Despite winning the Pac-10 championship in 2004 and playing in seven NCAA tournaments at Arizona, Joan Bonvicini was only voted coach of the year once, in 1998, a Cinderella-type rise from nowhere with Barnes as the league’s top player. The Wildcats finished second behind Stanford that season; Cardinal coach Tara VanDerveer has been COY an astonishing 15 times, including six times between 2008-14. Her team won the league title all six times.

What intrigues me about Pac-12 coach of the year awards — in all sports — is how difficult it is to finish No. 1. And also about how some coaches in other sports vote more for Cinderella stories than, say, continually punching the ticket of a dominant coach like VanDerveer.

Last spring, Arizona’s men’s tennis coach, Clancy Shields, was voted Pac-12 COY. The coaches might’ve chosen UCLA’s Billy Martin, whose team was undefeated in the league. But that’s same-old, same-old territory. Martin had been COY four times in the previous seven years.

Shields’ Wildcats were a modest 2-5 in league tennis matches, finishing in sixth place, were eliminated in the first match of the conference and NCAA tournaments. But his body of work was, in some ways, as impressive as Barnes’ work with Arizona’s women’s basketball program.

Arizona’s men’s tennis team reached the NCAA Tournament last season for the first time in nine years. It plays in the wickedly difficult Pac-12, and fellow coaches clearly knew what it took for Shields to build a competitive team.

Coach Adia Barnes will get $50,000 in bonus pay if Arizona wins two more games, 25 overall, and gets to the Sweet 16. She already earned a $5,000 bonus for winning 23 regular-season games this year.

In 42 years of Pac-12 men’s tennis, the only Arizona coaches voted COY were Ted Kissel in 1981 and Tad Berkowitz in 2009. It might take another 40 years before an Arizona tennis coach is so recognized.

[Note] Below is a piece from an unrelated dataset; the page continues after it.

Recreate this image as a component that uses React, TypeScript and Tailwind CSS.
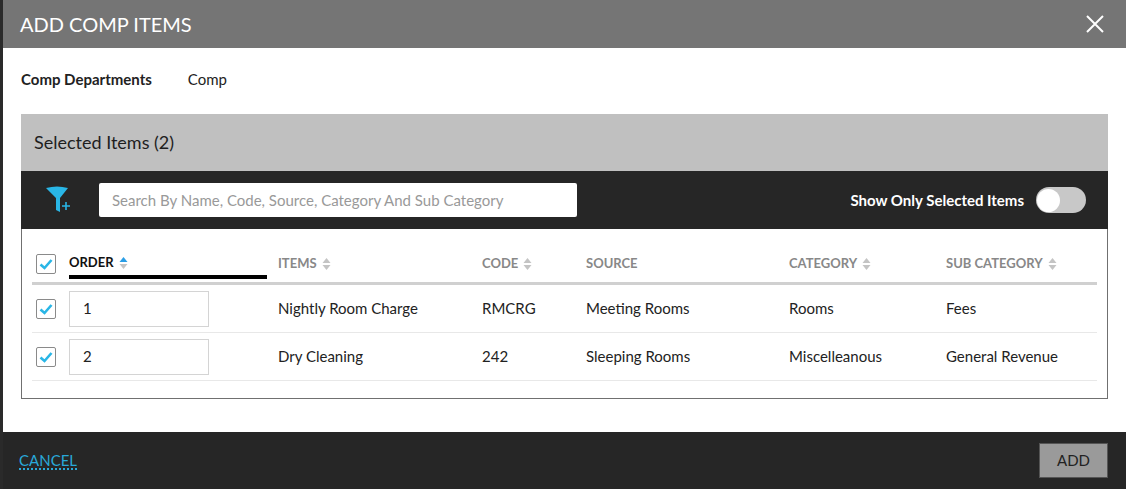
import React from "react";

const Sort = ({ active = false }: { active?: boolean }) => (
  <svg width="9" height="14" viewBox="0 0 9 14" className="ml-[5px] inline-block">
    <path d="M4.5 1 L8.5 6 H0.5 Z" fill={active ? "#2a9ee6" : "#c4c4c4"} />
    <path d="M4.5 13 L8.5 8 H0.5 Z" fill="#c4c4c4" />
  </svg>
);

const Check = () => (
  <div className="w-[20px] h-[20px] border border-[#8a8a8a] rounded-[2px] bg-white flex items-center justify-center">
    <svg width="14" height="12" viewBox="0 0 14 12">
      <path d="M1.5 6.5 L5.5 10 L12.5 2" stroke="#29b6e6" strokeWidth="2.6" fill="none" />
    </svg>
  </div>
);

const cols = "grid grid-cols-[37px_209px_204px_104px_203px_157px_1fr] items-center";

export default function App() {
  const rows = [
    ["1", "Nightly Room Charge", "RMCRG", "Meeting Rooms", "Rooms", "Fees"],
    ["2", "Dry Cleaning", "242", "Sleeping Rooms", "Miscelleanous", "General Revenue"],
  ];
  return (
    <div className="w-[1126px] h-[489px] flex bg-[#1a1a1a] overflow-hidden" style={{ fontFamily: "Lato, 'Open Sans', sans-serif" }}>
      <div className="w-[3px] bg-[#2a2a2a]" />
      <div className="flex-1 flex flex-col bg-white">
        <div className="h-[48px] bg-[#757575] flex items-center justify-between pl-[17px] pr-[22px]">
          <span className="text-white text-[20px]">ADD COMP ITEMS</span>
          <svg width="18" height="18" viewBox="0 0 18 18"><path d="M1 1 L17 17 M17 1 L1 17" stroke="white" strokeWidth="2" /></svg>
        </div>
        <div className="flex-1 px-[18px]">
          <div className="h-[66px] flex items-center text-[15px] text-[#222] gap-[36px] pb-[4px]">
            <span className="font-bold">Comp Departments</span>
            <span>Comp</span>
          </div>
          <div className="w-[1087px]">
            <div className="h-[57px] bg-[#c0c0c0] flex items-center px-[13px] text-[18px] text-[#1e1e1e]">Selected Items (2)</div>
            <div className="h-[58px] bg-[#262626] flex items-center pl-[24px] pr-[22px]">
              <svg width="26" height="28" viewBox="0 0 26 28">
                <path d="M1 2 Q12 -1 23 2 L15 12 L15 26 L11 24 L11 12 Z" fill="#29b6e6" />
                <path d="M17 20 H25 M21 16 V24" stroke="#29b6e6" strokeWidth="1.6" />
              </svg>
              <div className="ml-[28px] w-[478px] h-[34px] bg-white rounded-[2px] flex items-center px-[13px] text-[15px] text-[#999]">
                Search By Name, Code, Source, Category And Sub Category
              </div>
              <div className="flex-1" />
              <span className="text-white text-[15px] font-bold mr-[12px]">Show Only Selected Items</span>
              <div className="w-[50px] h-[26px] rounded-full bg-[#c8c8c8] flex items-center px-[1px]">
                <div className="w-[23px] h-[23px] rounded-full bg-white" />
              </div>
            </div>
            <div className="border border-t-0 border-[#707070] h-[170px] px-[10px] pt-[16px]">
              <div className={`${cols} h-[40px] text-[13px] font-bold text-[#888] border-b-[3px] border-[#d0d0d0]`}>
                <div className="pl-[4px]"><Check /></div>
                <div className="h-full flex flex-col justify-start pt-[8px]">
                  <div className="flex items-center text-[#111] w-[198px] border-b-[4px] border-black pb-[2px]">ORDER<Sort active /></div>
                </div>
                <div className="flex items-center">ITEMS<Sort /></div>
                <div className="flex items-center">CODE<Sort /></div>
                <div>SOURCE</div>
                <div className="flex items-center">CATEGORY<Sort /></div>
                <div className="flex items-center">SUB CATEGORY<Sort /></div>
              </div>
              {rows.map((r) => (
                <div key={r[0]} className={`${cols} h-[48px] text-[15px] text-[#222] border-b border-[#e8e8e8]`}>
                  <div className="pl-[4px]"><Check /></div>
                  <div><div className="w-[140px] h-[36px] border border-[#d4d4d4] flex items-center px-[13px]">{r[0]}</div></div>
                  <div>{r[1]}</div><div>{r[2]}</div><div>{r[3]}</div><div>{r[4]}</div><div>{r[5]}</div>
                </div>
              ))}
            </div>
          </div>
        </div>
        <div className="h-[57px] bg-[#262626] flex items-center justify-between pl-[16px] pr-[18px]">
          <span className="text-[#29a8d8] text-[15px] border-b-2 border-dotted border-[#29a8d8] leading-[16px]">CANCEL</span>
          <div className="w-[69px] h-[35px] bg-[#9a9a9a] border border-[#555] flex items-center justify-center text-[15px] text-[#222]">ADD</div>
        </div>
      </div>
    </div>
  );
}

Here’s how difficult it is to be a Pac-12 Coach of the Year:

  • Dick Tomey only did so once, in 1992. Somehow, his 12-1 team of 1998 did not lead to COY honors.
  • Jerry Kindall was not the COY when his Arizona baseball team won the 1986 national championship, although he was honored in 1980, 1989 and 1992. It didn’t seem like enough, especially since Stanford’s Mark Marquess won it nine times.
  • Lute Olson (seven COY awards) is not the career leader at Arizona. That honor is shared by softball’s Mike Candrea and swimming’s Frank Busch, each with 11 Pac-12 COY awards. Olson did not get the 2001 COY award even though he led Arizona to the Final Four and overcame the death of his wife, Bobbi, at midseason. UCLA’s Steve Lavin, whose Bruins finished third, 14-4 in league play, got it.
  • UA volleyball coach Dave Rubio has been Pac-12 COY once, in 2000, but his best team was the 2001 Final Four squad, winning the league for the only time, 16-2. He was the national coach of the year in ’01, but not his own conference’s COY.
  • Arizona’s deep history as a distance-runners school is reflected by nine COY awards shared by Dave Murray (seven) and James Li (two). Murray was COY in 1983, 1984, 1986, 1987, 1991, 1994 and 1999, which is a step ahead of Olson’s seven over 18 seasons, 1986-2003.
  • Winning Pac-12 COY awards has become more and more difficult at Arizona. The school won 15 in the 1980s, 21 in both the 1990s and 2000s and just 12 in the 2010s. How does Sean Miller’s three COY awards compare to others at Arizona? Jim Gault, the UA’s gymnastics coach, was COY five times: 1989, 1990, 1993, 1994 and 1996.

Last spring, UCLA won the NCAA softball championship, tied by Washington atop the Pac-12 with a 20-4 record. Arizona was a thread behind at 19-5. Those three powerhouses went 8-1 against Stanford, outscoring coach Jessica Allister’s team 57-11.

Yet it was Allister, whose team finished in fifth place, 12 games behind the Huskies and Bruins, who was named Pac-12 Coach of the Year. Why? It was the Cinderella factor. Stanford had not produced a winning record for six years.

Barnes, who is Cinderella times two, didn’t receive a trophy. But she will get $50,000 in bonus pay if Arizona wins two more games, 25 overall, and gets to the Sweet 16.

That should be enough to make you forget the league even gives a coach of the year award.